--- Problem ---
Using the material below, copy every line where "components" appears.

--- Recorded information ---
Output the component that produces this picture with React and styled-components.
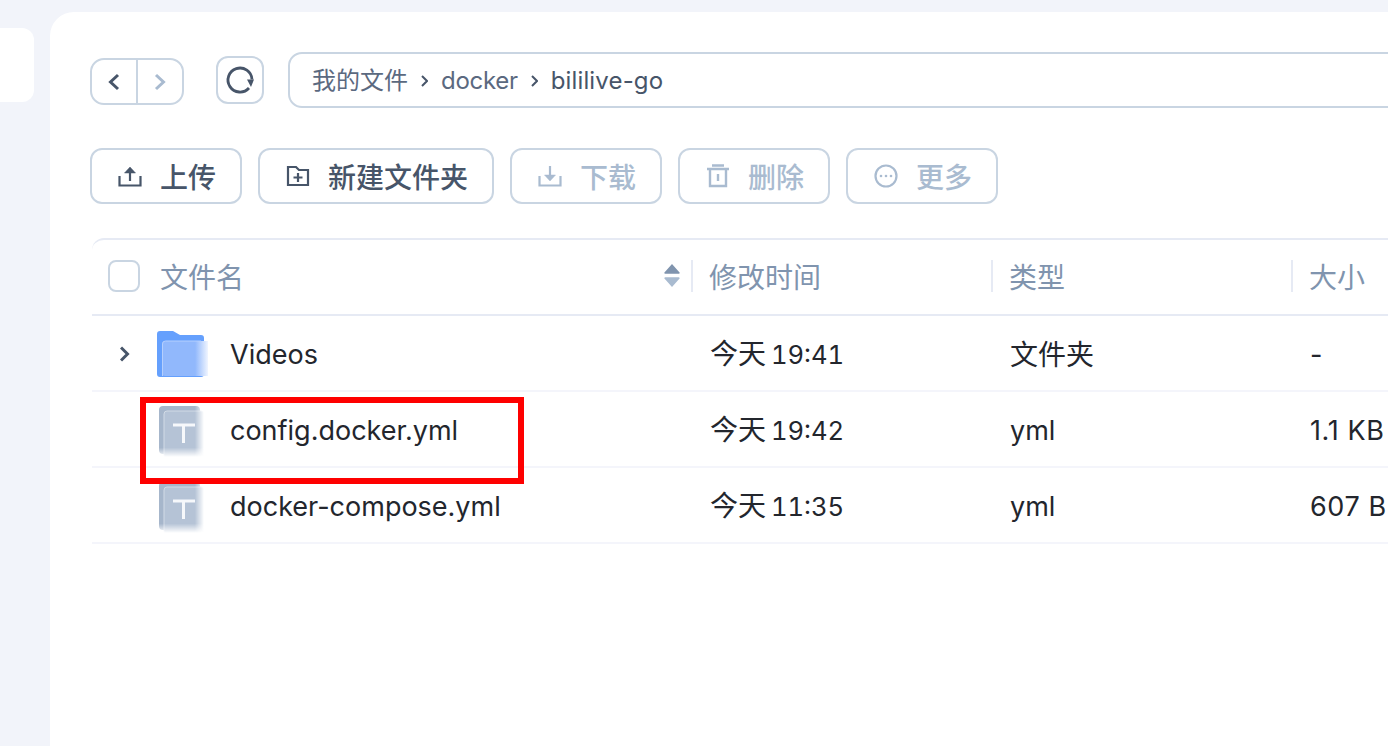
import styled, { createGlobalStyle } from "styled-components"

const GlobalStyle = createGlobalStyle`
	html, body {
		margin: 0;
		height: 100%;
		overflow: hidden;
		background: #f2f4fa;
	}
	* {
		box-sizing: border-box;
	}
`

const Page = styled.div`
	width: 1388px;
	height: 746px;
	overflow: hidden;
	position: relative;
	display: flex;
	align-items: flex-start;
	gap: 16px;
	padding-top: 12px;
	font-family: Inter, "Noto Sans CJK SC", sans-serif;
`

const SideCard = styled.div`
	width: 34px;
	height: 74px;
	margin-top: 16px;
	flex: none;
	background: #fff;
	border-radius: 0 12px 12px 0;
`

const Panel = styled.main`
	flex: none;
	width: 1500px;
	height: 760px;
	background: #fff;
	border-radius: 24px 0 0 0;
	padding: 40px 0 0 40px;
`

const TopBar = styled.div`
	display: flex;
	align-items: flex-start;
	height: 56px;
`

const NavGroup = styled.div`
	display: flex;
	width: 94px;
	height: 47px;
	margin-top: 6px;
	border: 2px solid #c9d5e2;
	border-radius: 14px;
`

const NavBtn = styled.div`
	flex: 1;
	display: flex;
	align-items: center;
	justify-content: center;
	color: ${(props) => (props.$off ? "#a9bbd0" : "#475569")};
	& + & {
		border-left: 2px solid #c9d5e2;
	}
`

const RefreshBtn = styled.div`
	width: 48px;
	height: 48px;
	margin: 4px 24px 0 32px;
	border: 2px solid #c9d5e2;
	border-radius: 12px;
	display: flex;
	align-items: center;
	justify-content: center;
	color: #475569;
`

const PathBar = styled.div`
	flex: none;
	width: 1200px;
	height: 56px;
	border: 2px solid #c9d5e2;
	border-radius: 14px;
	display: flex;
	align-items: center;
	padding: 2px 0 0 22px;
	gap: 13px;
	font-size: 24px;
	line-height: 30px;
	color: #5b6980;
`

const Crumb = styled.span`
	color: ${(props) => (props.$current ? "#475569" : "#5b6980")};
	letter-spacing: ${(props) => props.$track || 0}px;
`

const Chevron = styled.svg`
	flex: none;
`

const Toolbar = styled.div`
	display: flex;
	gap: 16px;
	margin-top: 40px;
`

const ToolBtn = styled.div`
	height: 56px;
	width: ${(props) => props.$w}px;
	border: 2px solid #c9d5e2;
	border-radius: 12px;
	padding-left: 2px;
	display: flex;
	align-items: center;
	justify-content: center;
	gap: 18px;
	font-size: 28px;
	font-weight: 500;
	color: ${(props) => (props.$off ? "#a9bbd0" : "#475569")};
`

const Table = styled.div`
	margin: 34px 0 0 2px;
	width: 1400px;
	border-top: 2px solid #e6eaf4;
	border-radius: 12px 0 0 0;
`

const HeadRow = styled.div`
	display: grid;
	grid-template-columns: 599px 300px 300px 200px;
	height: 76px;
	padding-bottom: 3px;
	border-bottom: 2px solid #e6eaf4;
	align-items: center;
`

const HeadCell = styled.div`
	height: 32px;
	display: flex;
	align-items: center;
	font-size: 28px;
	line-height: 32px;
	color: #8094ae;
	padding-left: 16px;
	border-left: ${(props) => (props.$first ? "none" : "2px solid #e6eaf4")};
`

const NameHead = styled(HeadCell)`
	padding-left: 16px;
	gap: 20px;
`

const HeadLabel = styled.span`
	padding-top: 4px;
`

const Check = styled.div`
	width: 32px;
	height: 32px;
	border: 2px solid #c9d5e2;
	border-radius: 8px;
`

const SortMark = styled.svg`
	margin-left: auto;
	margin-right: 11px;
`

const Row = styled.div`
	display: grid;
	grid-template-columns: 599px 300px 300px 200px;
	height: 76px;
	padding-top: 2px;
	border-bottom: 2px solid #f4f5fb;
	align-items: center;
	font-size: 27px;
	line-height: 32px;
	color: #23262d;
`

const NameCell = styled.div`
	display: flex;
	align-items: center;
	padding-left: 28px;
`

const Caret = styled.div`
	width: 18px;
	margin-right: 19px;
	flex: none;
	display: flex;
	color: #475569;
`

const IconBox = styled.div`
	width: 52px;
	flex: none;
	display: flex;
	padding-left: ${(props) => (props.$folder ? 0 : 2)}px;
	margin-top: ${(props) => (props.$folder ? 0 : 4)}px;
`

const FileName = styled.span`
	margin-left: 21px;
	padding-top: 2px;
`

const Cell = styled.div`
	padding: 2px 0 0 19px;
`

const TimeCell = styled(Cell)`
	padding-top: 0;
	font-size: 25.6px;
	font-variant-numeric: tabular-nums;
	word-spacing: -2px;
`

const SizeCell = styled(Cell)`
	letter-spacing: 0.6px;
`

const Han = styled.span`
	font-size: 28px;
`

const Highlight = styled.div`
	position: absolute;
	left: 140px;
	top: 397px;
	width: 384px;
	height: 87px;
	border: 6px solid #fe0000;
	pointer-events: none;
`

const Arrow = ({ dir }) => (
	<svg width="16" height="20" viewBox="0 0 16 20" fill="none" stroke="currentColor" strokeWidth="3">
		<path d={dir === "left" ? "M12 3 L4.500 10 L12 17" : "M4 3 L11.500 10 L4 17"} />
	</svg>
)

const PathChevron = () => (
	<Chevron width="7" height="12" viewBox="0 0 7 12" fill="none" stroke="#475569" strokeWidth="2">
		<path d="M1 1 6 6 1 11" />
	</Chevron>
)

const ReloadIcon = () => (
	<svg width="30" height="30" viewBox="0 0 30 30" fill="none">
		<path d="M24 23A12 12 0 1 1 27 14.500" stroke="currentColor" strokeWidth="2.800" />
		<path d="M22 14.500h7l-3 7.500z" fill="currentColor" />
	</svg>
)

const UploadIcon = () => (
	<svg width="24" height="24" viewBox="0 0 24 24" fill="none" stroke="currentColor" strokeWidth="2.200">
		<path d="M1.500 12v9.500h21V12" />
		<path d="M12 17V5" />
		<path d="M6.500 9 12 3l5.500 6z" fill="currentColor" strokeWidth="0.500" />
	</svg>
)

const DownloadIcon = () => (
	<svg width="24" height="24" viewBox="0 0 24 24" fill="none" stroke="currentColor" strokeWidth="2.200">
		<path d="M1.500 12v9.500h21V12" />
		<path d="M12 2v11" />
		<path d="M6.500 11 12 17l5.500-6z" fill="currentColor" strokeWidth="0.500" />
	</svg>
)

const NewFolderIcon = () => (
	<svg width="24" height="24" viewBox="0 0 24 24" fill="none" stroke="currentColor" strokeWidth="2.200">
		<path d="M2 3h8l3 3h9v15H2z" />
		<path d="M12 9v9M7.500 13.500h9" />
	</svg>
)

const TrashIcon = () => (
	<svg width="24" height="24" viewBox="0 0 24 24" fill="none" stroke="currentColor" strokeWidth="2.400">
		<path d="M1 5h22M6 1.500h12M4 5v17h16V5" />
		<path d="M12 10v7" />
	</svg>
)

const MoreIcon = () => (
	<svg width="24" height="24" viewBox="0 0 24 24" fill="none">
		<circle cx="12" cy="12" r="10.500" stroke="currentColor" strokeWidth="2.200" />
		<circle cx="7" cy="12" r="1.300" fill="currentColor" />
		<circle cx="12" cy="12" r="1.300" fill="currentColor" />
		<circle cx="17" cy="12" r="1.300" fill="currentColor" />
	</svg>
)

const FolderIcon = () => (
	<svg width="52" height="46" viewBox="0 0 52 46">
		<defs>
			<linearGradient id="folderFront" x1="0" x2="1" y1="0" y2="0">
				<stop offset="0.72" stopColor="#91b8fc" />
				<stop offset="1" stopColor="#f0f5ff" />
			</linearGradient>
		</defs>
		<path d="M0 3a3 3 0 0 1 3-3h13l7 4h21a3 3 0 0 1 3 3v36a3 3 0 0 1-3 3H3a3 3 0 0 1-3-3z" fill="#65a0fd" />
		<path d="M5 13a3 3 0 0 1 3-3h43v35H8a3 3 0 0 1-3-3z" fill="url(#folderFront)" />
		<path d="M5.500 45V13a3 3 0 0 1 3-3H44" fill="none" stroke="#b5cffd" strokeWidth="1" />
	</svg>
)

const TextFileIcon = ({ id }) => (
	<svg width="46" height="52" viewBox="0 0 46 52">
		<defs>
			<linearGradient id={`${id}h`} x1="0" x2="1" y1="0" y2="0">
				<stop offset="0.78" stopColor="#fff" />
				<stop offset="0.98" stopColor="#000" />
			</linearGradient>
			<linearGradient id={`${id}v`} x1="0" x2="0" y1="0" y2="1">
				<stop offset="0.8" stopColor="#fff" />
				<stop offset="0.98" stopColor="#000" />
			</linearGradient>
			<mask id={`${id}mh`} maskUnits="userSpaceOnUse" x="0" y="0" width="46" height="52">
				<rect width="46" height="52" fill={`url(#${id}h)`} />
			</mask>
			<mask id={`${id}mv`} maskUnits="userSpaceOnUse" x="0" y="0" width="46" height="52">
				<rect width="46" height="52" fill={`url(#${id}v)`} />
			</mask>
		</defs>
		<g mask={`url(#${id}mv)`}>
			<g mask={`url(#${id}mh)`}>
				<rect width="41" height="48" rx="4" fill="#a6b6cb" />
				<rect x="5" y="5" width="40" height="47" rx="3" fill="#b5c3d6" stroke="#d2dbe6" strokeWidth="1" />
			</g>
		</g>
		<path d="M14 19h22M24.500 19v18" stroke="#f6f8fb" strokeWidth="3" fill="none" />
	</svg>
)

const files = [
	{ name: "Videos", day: "今天", time: "19:41", type: "文件夹", size: "-", folder: true },
	{ name: "config.docker.yml", day: "今天", time: "19:42", type: "yml", size: "1.1 KB" },
	{ name: "docker-compose.yml", day: "今天", time: "11:35", type: "yml", size: "607 B" },
]

export default function App() {
	return (
		<Page>
			<GlobalStyle />
			<SideCard />
			<Panel>
				<TopBar>
					<NavGroup>
						<NavBtn><Arrow dir="left" /></NavBtn>
						<NavBtn $off><Arrow dir="right" /></NavBtn>
					</NavGroup>
					<RefreshBtn><ReloadIcon /></RefreshBtn>
					<PathBar>
						<Crumb>我的文件</Crumb>
						<PathChevron />
						<Crumb $track={-0.3}>docker</Crumb>
						<PathChevron />
						<Crumb $current $track={0.15}>bililive-go</Crumb>
					</PathBar>
				</TopBar>
				<Toolbar>
					<ToolBtn $w={152}><UploadIcon />上传</ToolBtn>
					<ToolBtn $w={236}><NewFolderIcon />新建文件夹</ToolBtn>
					<ToolBtn $w={152} $off><DownloadIcon />下载</ToolBtn>
					<ToolBtn $w={152} $off><TrashIcon />删除</ToolBtn>
					<ToolBtn $w={152} $off><MoreIcon />更多</ToolBtn>
				</Toolbar>
				<Table>
					<HeadRow>
						<NameHead $first>
							<Check />
							<HeadLabel>文件名</HeadLabel>
							<SortMark width="16" height="27" viewBox="0 0 18 28">
								<path d="M9 1 17 10a1 1 0 0 1-1 2H2a1 1 0 0 1-1-2z" fill="#8094ae" />
								<path d="M2 16h14a1 1 0 0 1 1 2L9 27 1 18a1 1 0 0 1 1-2z" fill="#a9bbd0" />
							</SortMark>
						</NameHead>
						<HeadCell><HeadLabel>修改时间</HeadLabel></HeadCell>
						<HeadCell><HeadLabel>类型</HeadLabel></HeadCell>
						<HeadCell><HeadLabel>大小</HeadLabel></HeadCell>
					</HeadRow>
					{files.map((f, i) => (
						<Row key={f.name}>
							<NameCell>
								<Caret>
									{f.folder && (
										<svg width="16" height="20" viewBox="0 0 16 20" fill="none" stroke="currentColor" strokeWidth="3">
											<path d="M1 3.500 7.500 10 1 16.500" />
										</svg>
									)}
								</Caret>
								<IconBox $folder={f.folder}>
									{f.folder ? <FolderIcon /> : <TextFileIcon id={`txt${i}`} />}
								</IconBox>
								<FileName>{f.name}</FileName>
							</NameCell>
							<TimeCell><Han>{f.day}</Han> {f.time}</TimeCell>
							<Cell>{f.folder ? <Han>{f.type}</Han> : f.type}</Cell>
							<SizeCell>{f.size}</SizeCell>
						</Row>
					))}
				</Table>
			</Panel>
			<Highlight />
		</Page>
	)
}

--- Reply ---
Output the component that produces this picture with React and styled-components.
import styled, { createGlobalStyle } from "styled-components"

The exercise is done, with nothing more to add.